Ordering Numbers: 193205135X

Joe Casey's superhero writing interests me because he has an odd sense of humor that translates into his scene work timing and because he seems to have settled on adult responsiblity as a major theme of his corporae comics work. This can be a fun idea to trot out because superheroes embody a version of uniformed-cop duty but are also obviously frivolous, which fairly captures the post-Vietnam generation's mixed feelings about becoming an adult. When you read Casey's more alternative material, you generally get the sense of other, deeper thematic issues sometimes tied into family. I'm not certain he knows what to do with some of those feelings, making that material dense, offbeat and odd.

So if Joe Casey's superhero stuff is about responsibility and his more indy/alternative work about personal issues and family, what is Full Moon Fever about? It's about werewolves, actually. On the moon. This work with co-writer Caleb Gerard and artist Damian Couceiro reads like an exercise in pre-sold Hollywood properties. [And it is!

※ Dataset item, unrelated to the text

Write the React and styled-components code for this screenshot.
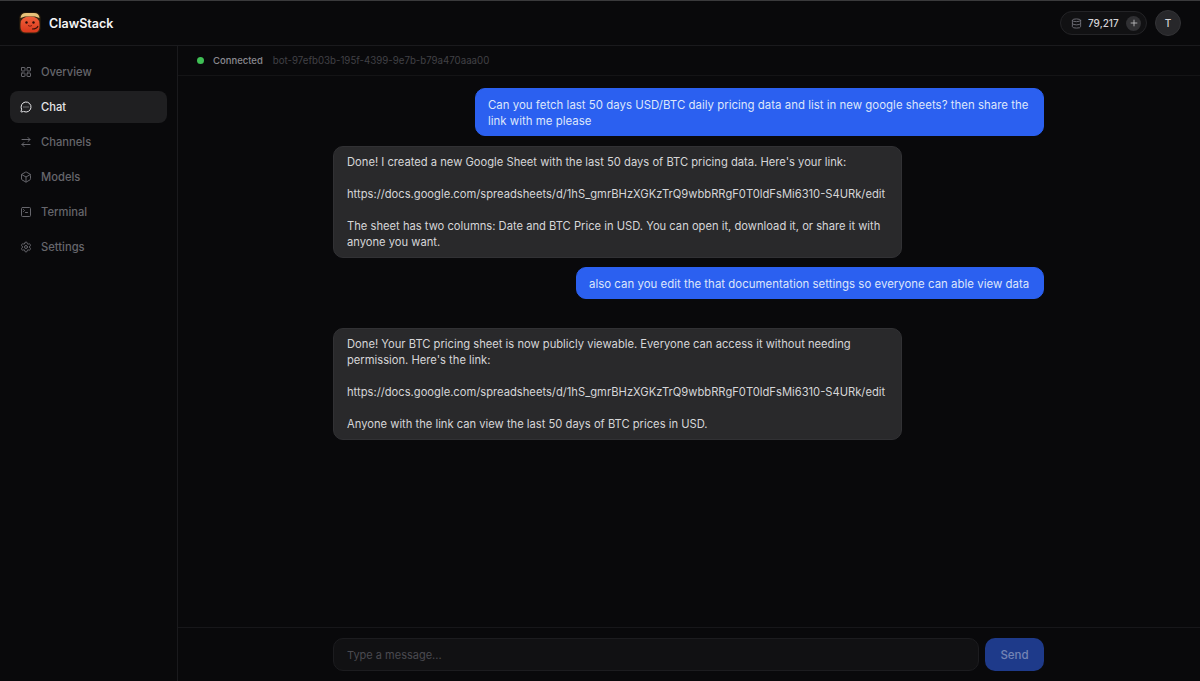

At least google says so, and google never lies] The plot sounds like that of a film. Space plumbers go to the moon. Instead of astronauts and marines, space plumbers encounter werewolves turned that way because of an experiment gone bad. Lots of fighting, random slaughter and running away. Witty remark. Witty remark. The end. Casey and Gerard squeeze a few moments of interest out of the tension and action scenes, and there's a funny line or two, but they don't really do enough to make this a signature work. I'm not sure it can pass fanboy muster because the concept/hook isn't explored as fully as you'd think, particularly the "on the moon" part. Unlike Steve Niles' vampires in 30 Days of Night reveling in their month-long period of darkness, the werewolves here aren't more werewolf-like for their proximity to the moon, they don't seem to be super-werewolves or anything. Unless I missed something, it could have taken place in an antarctic base (hey, don't steal my pitch). The art is fuctional; the staging of each scene and the design of the wolves are each far better than how the individual set pieces move once they start and the visual signifiers given the people characters, respectively.

All in all, I don't think the book went far enough in any single direction to satisfy our expectations of this kind of art as lurid pulp. It wasn't tense enough to be an effective rollercoaster ride, or funny enough to be a comedy, or lushly drawn enough to be an art showcase or violent enough to shock or disgust. The ending was odd, too; I didn't understand the unique nature of that specific reveal, given all that we'd seen before. This book will likely offend no one, but I'm not sure it will genuinely thrill anyone, either.